I have revised my initial opinion of Manaus somewhat, even though it is still a bit of a dump, but more on that later. I am absolutely exhausted. The constant heat, running around and moving has finally gotten to me.
It all started with the way here from Sta. Elena, even though it began well enough. Took some taxis (cheap, fast and crowded) across the border and made it to Boa Vista fairly early. There had a delicious eat-all-you-can (Brasilians really know how to cook their meats!) and then thought it'd be a good idea getting a ride with a truck to Manaus (popular trucking route, supposedly). To cut a long story shorter, I ended up taking a nightbus after waiting by the roadside in the blistering sun, by two service stations, chatting to 'friendly' (hmph) truckers promising they'd find me a good ride, etc... for a good 7 hours. I was a mess. Not that I got my deserved rest on the bus either, after I, out of the kindness of my heart or some such (naiveté?) agreed to share my blanket with a guy in shorts (a stupid thing to do on those buses as the air con is generally set to perma-freeze). At any rate, sleep became difficult every few hours after he'd start mildly molesting and cuddling up next to me, at which point I'd have to wake up and make it clear to him that I like 'chicas' and would like to sleep. Needless to say, I rejected the offer of a free place to stay for the night but arrived with an appreciation of what is meant by the 'persistance' of Brasilian men - and a renewed respect for what women are probably putting up with all the time. Stupid men, eh girls? ;)
Anyway, enough about getting here, more about here. Manaus is dirty, big and busy and that about sums it up for the city itself. There's an extravagant Opera house, holding its own against the best of the West End, built during times of excess about 100 years ago during the Brasilian rubber boom. Crazy rich Europeans.

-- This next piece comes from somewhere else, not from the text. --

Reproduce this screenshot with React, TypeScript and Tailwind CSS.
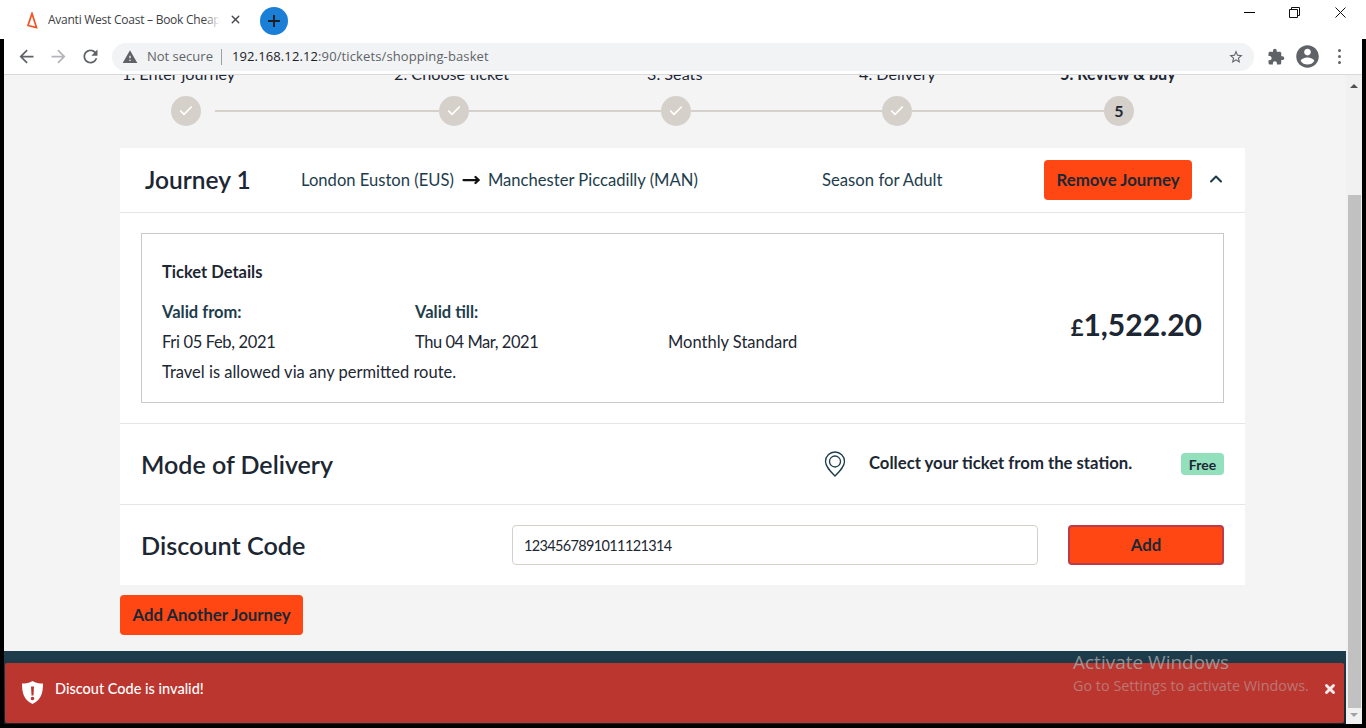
import { Check, ChevronUp, MoveRight, X } from "lucide-react";

const chromeFont = "font-['Open_Sans',sans-serif]";

const Mat = ({ d, size, color }: { d: string; size: number; color: string }) => (
  <svg width={size} height={size} viewBox="0 0 24 24" fill={color} className="shrink-0">
    <path d={d} />
  </svg>
);

const TabBar = () => (
  <div className={`h-[39px] bg-white flex items-center shrink-0 ${chromeFont}`}>
    <svg width="12" height="17" viewBox="0 0 12 17" fill="none" className="ml-[26px] mt-[2px]">
      <path d="M6 1.500 2 13.500 10.500 15.500Z" stroke="#f4511e" strokeWidth="1.700" />
    </svg>
    <div className="relative ml-[10px] w-[172px] overflow-hidden whitespace-nowrap text-[12px] tracking-[-0.25px] text-[#3c4043] mt-[1px]">
      Avanti West Coast – Book Cheap
      <span className="absolute right-0 top-0 h-full w-4 bg-gradient-to-r from-transparent to-white" />
    </div>
    <X size={13} strokeWidth={2.5} color="#45474a" className="ml-[9px]" />
    <div className="ml-[18px] mt-[3px] w-7 h-7 rounded-full bg-[#1a7fd6] flex items-center justify-center">
      <svg width="14" height="14" viewBox="0 0 14 14" stroke="#16202a" strokeWidth="2">
        <path d="M7 1v12M1 7h12" />
      </svg>
    </div>
    <div className="ml-auto flex items-center -mt-[15px]">
      <div className="w-[11px] h-px bg-black" />
      <svg width="11" height="11" viewBox="0 0 11 11" fill="none" stroke="#111" className="ml-[34px]">
        <path d="M.5 2.500h8v8h-8zM2.500 2.500v-2h8v8h-2" />
      </svg>
      <svg width="11" height="11" viewBox="0 0 11 11" fill="none" stroke="#111" className="ml-[35px] mr-[20px]">
        <path d="M.5.5l10 10M10.500.5l-10 10" />
      </svg>
    </div>
  </div>
);

const Toolbar = () => (
  <div className={`h-[36px] bg-white border-b border-[#d8d9da] flex items-center shrink-0 ${chromeFont}`}>
    <div className="ml-[12px]">
      <Mat size={21} color="#5f6368" d="M20 11H7.830l5.590-5.590L12 4l-8 8 8 8 1.410-1.410L7.830 13H20v-2z" />
    </div>
    <div className="ml-[11px]">
      <Mat size={21} color="#b4b6b9" d="M12 4l-1.410 1.410L16.170 11H4v2h12.170l-5.580 5.590L12 20l8-8z" />
    </div>
    <div className="ml-[11px]">
      <Mat
        size={21}
        color="#5f6368"
        d="M17.650 6.350C16.200 4.900 14.210 4 12 4c-4.420 0-7.990 3.580-7.990 8s3.570 8 7.990 8c3.730 0 6.840-2.550 7.730-6h-2.080c-.82 2.330-3.040 4-5.650 4-3.310 0-6-2.690-6-6s2.690-6 6-6c1.660 0 3.140.69 4.220 1.780L13 11h7V4l-2.350 2.350z"
      />
    </div>
    <div className="ml-[11px] w-[1142px] h-7 rounded-full bg-[#f1f3f4] flex items-center text-[13px]">
      <div className="ml-[10px]">
        <Mat size={16} color="#5f6368" d="M1 21h22L12 2 1 21zm12-3h-2v-2h2v2zm0-4h-2v-4h2v4z" />
      </div>
      <span className="ml-[9px] text-[#5f6368]">Not secure</span>
      <span className="ml-[8px] w-px h-[16px] bg-[#9aa0a6]" />
      <span className="ml-[10px] tracking-[0.12px] text-[#202124]">
        192.168.12.12<span className="text-[#5f6368]">:90/tickets/shopping-basket</span>
      </span>
      <div className="ml-auto mr-[10px]">
        <Mat
          size={16}
          color="#5f6368"
          d="M22 9.240l-7.190-.62L12 2 9.190 8.630 2 9.240l5.460 4.730L5.820 21 12 17.270 18.180 21l-1.630-7.030L22 9.240zM12 15.400l-3.760 2.270 1-4.280-3.320-2.880 4.380-.38L12 6.100l1.710 4.040 4.380.38-3.320 2.880 1 4.280L12 15.400z"
        />
      </div>
    </div>
    <div className="ml-[13px]">
      <Mat
        size={18}
        color="#5f6368"
        d="M20.500 11H19V7c0-1.100-.9-2-2-2h-4V3.500C13 2.120 11.880 1 10.500 1S8 2.120 8 3.500V5H4c-1.100 0-1.990.9-1.990 2v3.800H3.500c1.490 0 2.700 1.210 2.700 2.700s-1.210 2.700-2.700 2.700H2V20c0 1.100.9 2 2 2h3.800v-1.500c0-1.490 1.210-2.700 2.700-2.700 1.490 0 2.700 1.210 2.700 2.700V22H17c1.100 0 2-.9 2-2v-4h1.500c1.380 0 2.500-1.120 2.500-2.500S21.880 11 20.500 11z"
      />
    </div>
    <div className="ml-[9px]">
      <Mat
        size={27}
        color="#5f6368"
        d="M12 2C6.480 2 2 6.480 2 12s4.480 10 10 10 10-4.480 10-10S17.520 2 12 2zm0 3c1.660 0 3 1.340 3 3s-1.340 3-3 3-3-1.340-3-3 1.340-3 3-3zm0 14.200c-2.500 0-4.710-1.280-6-3.220.03-1.990 4-3.080 6-3.080 1.990 0 5.970 1.090 6 3.080-1.290 1.940-3.500 3.220-6 3.220z"
      />
    </div>
    <div className="ml-[17px] flex flex-col gap-[3px]">
      <span className="w-[3px] h-[3px] rounded-full bg-[#5f6368]" />
      <span className="w-[3px] h-[3px] rounded-full bg-[#5f6368]" />
      <span className="w-[3px] h-[3px] rounded-full bg-[#5f6368]" />
    </div>
  </div>
);

const StepCircle = ({ label }: { label?: string }) => (
  <div className="w-[30px] h-[30px] rounded-full bg-[#d5d0ca] flex items-center justify-center shrink-0 text-[16px] font-bold text-[#1c2733]">
    {label ? label : <Check size={16} strokeWidth={2.5} color="#fff" />}
  </div>
);

const Line = ({ w }: { w: string }) => <div className={`h-[2px] bg-[#d5d0ca] ${w}`} />;

const Steps = () => (
  <div className="h-[73px] shrink-0 text-[16.2px] text-[#1c2733]">
    <div className="-mt-[13px] ml-[118px] h-[22px] grid grid-cols-[272px_253px_212px_201px_auto] whitespace-nowrap">
      <span>1. Enter journey</span>
      <span>2. Choose ticket</span>
      <span>3. Seats</span>
      <span>4. Delivery</span>
      <span className="font-bold">5. Review &amp; buy</span>
    </div>
    <div className="mt-[12px] ml-[167px] flex items-center">
      <StepCircle />
      <div className="ml-[14px]" />
      <Line w="w-[224px]" />
      <StepCircle />
      <Line w="w-[192px]" />
      <StepCircle />
      <Line w="w-[191px]" />
      <StepCircle />
      <Line w="w-[192px]" />
      <StepCircle label="5" />
    </div>
  </div>
);

const OrangeButton = ({ children, className }: { children: string; className: string }) => (
  <button className={`bg-[#ff4713] rounded-[4px] text-[16.8px] font-bold text-[#1c2733] ${className}`}>
    {children}
  </button>
);

const JourneyCard = () => (
  <div className="ml-[116px] w-[1125px] bg-white shrink-0 text-[#1c2733]">
    <div className="h-[65px] flex items-center border-b border-[#e6e6e6]">
      <h2 className="ml-[25px] w-[156px] text-[24.5px] font-semibold pt-[1px]">Journey 1</h2>
      <div className="w-[521px] flex items-center text-[16.6px] text-[#1e3d4c] whitespace-nowrap">
        London Euston (EUS)
        <MoveRight size={18} strokeWidth={3} color="#111" className="mx-[8px]" />
        Manchester Piccadilly (MAN)
      </div>
      <span className="w-[222px] text-[16.7px] text-[#1e3d4c] pt-[1px]">Season for Adult</span>
      <OrangeButton className="w-[148px] h-10">Remove Journey</OrangeButton>
      <ChevronUp size={20} strokeWidth={2.5} color="#1e3d4c" className="ml-[14px] -mt-[2px]" />
    </div>
    <div className="px-[21px] py-[20px] border-b border-[#e6e6e6]">
      <div className="h-[170px] border border-[#c9c9c9] flex items-center justify-between pl-[20px] pr-[21px]">
        <div className="text-[16.5px] pt-[8px]">
          <div className="font-bold leading-[24px]">Ticket Details</div>
          <div className="mt-[16px] grid grid-cols-[253px_253px_auto] leading-[24px] text-[#1c2733]">
            <span className="font-bold text-[#1e3d4c]">Valid from:</span>
            <span className="font-bold text-[#1e3d4c]">Valid till:</span>
            <span />
            <span className="mt-[6px] tracking-[-0.35px]">Fri 05 Feb, 2021</span>
            <span className="mt-[6px] tracking-[-0.45px]">Thu 04 Mar, 2021</span>
            <span className="mt-[6px]">Monthly Standard</span>
          </div>
          <div className="mt-[6px] leading-[24px]">Travel is allowed via any permitted route.</div>
        </div>
        <div className="font-bold text-[30px] leading-none mt-[12px]">
          <span className="text-[22px]">£</span>1,522.20
        </div>
      </div>
    </div>
    <div className="h-[81px] flex items-center border-b border-[#e6e6e6] pl-[21px]">
      <h2 className="w-[683px] text-[25px] font-semibold pt-[1px]">Mode of Delivery</h2>
      <svg width="22" height="26" viewBox="0 0 22 26" fill="none" stroke="#1e3d4c" strokeWidth="1.300">
        <path d="M11 25C6 20 1.500 15.500 1.500 10.500a9.500 9.500 0 0 1 19 0C20.500 15.500 16 20 11 25Z" />
        <circle cx="11" cy="10.500" r="5.500" />
      </svg>
      <span className="ml-[23px] w-[312px] text-[16.7px] font-bold whitespace-nowrap">
        Collect your ticket from the station.
      </span>
      <span className="w-[43px] h-[22px] rounded-[4px] bg-[#93e0bd] text-[14px] font-bold flex items-center justify-center">
        Free
      </span>
    </div>
    <div className="h-[80px] flex items-center pl-[21px]">
      <h2 className="w-[371px] text-[25.2px] font-semibold pt-[1px]">Discount Code</h2>
      <input
        readOnly
        value="1234567891011121314"
        className="w-[526px] h-10 px-[11px] border border-[#d5d0ca] rounded-[4px] text-[14.5px] tracking-[-0.65px] text-[#1c2733] outline-none"
      />
      <OrangeButton className="ml-[30px] w-[156px] h-10 border-2 border-[#bc3a4a]">Add</OrangeButton>
    </div>
  </div>
);

const Toast = () => (
  <div className="absolute left-[5px] top-[663px] w-[1339px] h-[60px] bg-[#bc3630] rounded-[2px] text-white">
    <div className="flex items-start pl-[16px] pt-[17px]">
      <svg width="23" height="25" viewBox="0 0 23 25" className="shrink-0">
        <path
          fill="#fff"
          fillRule="evenodd"
          d="M11.500 1c3 2 6.500 2.500 10.500 2.500 0 9-1.500 16-10.500 20.500C2.500 19.500 1 12.500 1 3.500 5 3.500 8.500 3 11.500 1ZM10 6.500l.5 9h2l.5-9ZM11.500 16.700a1.800 1.800 0 1 0 0 3.600 1.800 1.800 0 0 0 0-3.600Z"
        />
      </svg>
      <span className="ml-[11px] -mt-[3px] text-[14.5px] font-medium leading-[24px]">Discout Code is invalid!</span>
    </div>
    <X size={14} strokeWidth={5} color="#fbeaea" className="absolute left-[1318px] top-[19px]" />
  </div>
);

const Watermark = () => (
  <div className={`absolute left-[1073px] top-[649px] ${chromeFont}`}>
    <div className="text-[19px] leading-[26px] text-[#a9a9a9]/80">Activate Windows</div>
    <div className="text-[14.4px] leading-[20px] mt-[1px] text-[#b9b9b9]/50 whitespace-nowrap">
      Go to Settings to activate Windows.
    </div>
  </div>
);

const Scrollbar = () => (
  <div className="w-4 bg-[#f1f1f1] flex flex-col items-center shrink-0">
    <div className="mt-[9px] w-0 h-0 border-x-[4px] border-x-transparent border-b-[4px] border-b-[#505050]" />
    <div className="mt-[107px] w-[13px] ml-[1px] h-[513px] bg-[#c1c1c1]" />
    <div className="mt-[5px] w-0 h-0 border-x-[4px] border-x-transparent border-t-[4px] border-t-[#a3a3a3]" />
  </div>
);

export default function App() {
  return (
    <div className="relative w-[1366px] h-[728px] overflow-hidden bg-black font-['Lato',sans-serif]">
      <TabBar />
      <div className="mx-[4px] h-[685px] flex flex-col">
        <Toolbar />
        <div className="flex-1 flex min-h-0">
          <main className="flex-1 min-w-0 bg-[#f4f4f4] flex flex-col overflow-hidden">
            <Steps />
            <JourneyCard />
            <div className="ml-[116px] mt-[10px] shrink-0">
              <OrangeButton className="w-[183px] h-10">Add Another Journey</OrangeButton>
            </div>
            <div className="mt-[16px] flex-1 bg-gradient-to-b from-[#1e3d4c] to-[#16262f]" />
          </main>
          <Scrollbar />
        </div>
      </div>
      <Toast />
      <Watermark />
    </div>
  );
}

The most interesting bit here IMHO is the market close to the harbour. Teeming with people, life (flies?), death (in the form of smelly fish and meats), great, fresh fruits and produce, lovely scents of spices and occasionally interspersed with a truly horrendous stench from nearby rubbish tips, et voila, you have a perfect example of how I'd prefer Harrods to be like a little more. Manaus also has tons of snack stalls and juice bars, all of which make real nice fresh smoothies with Guarana of which I am guzzling crazy amounts (Guarana, I am constantly reassured by vendors, is the natural Viagra of the jungle, although I'm still wondering if that's a good thing).
In the meantime, I have also decided against a jungle tour (too expensive, too exhausted and always plenty more jungle in Peru + Ecuador I hope) and will instead try and catch a boat tomorrow down the Amazon to Santarém if possible (very confusing and busy at the port, although many Portuguese-speakers are proving to be easier to understand than the fast and furious Venezuelans' Spanish). Two days of hammock on boat will be much welcomed over I'm currently sleeping on (literally, slidy, sweaty plastic mats covered with a sheet :).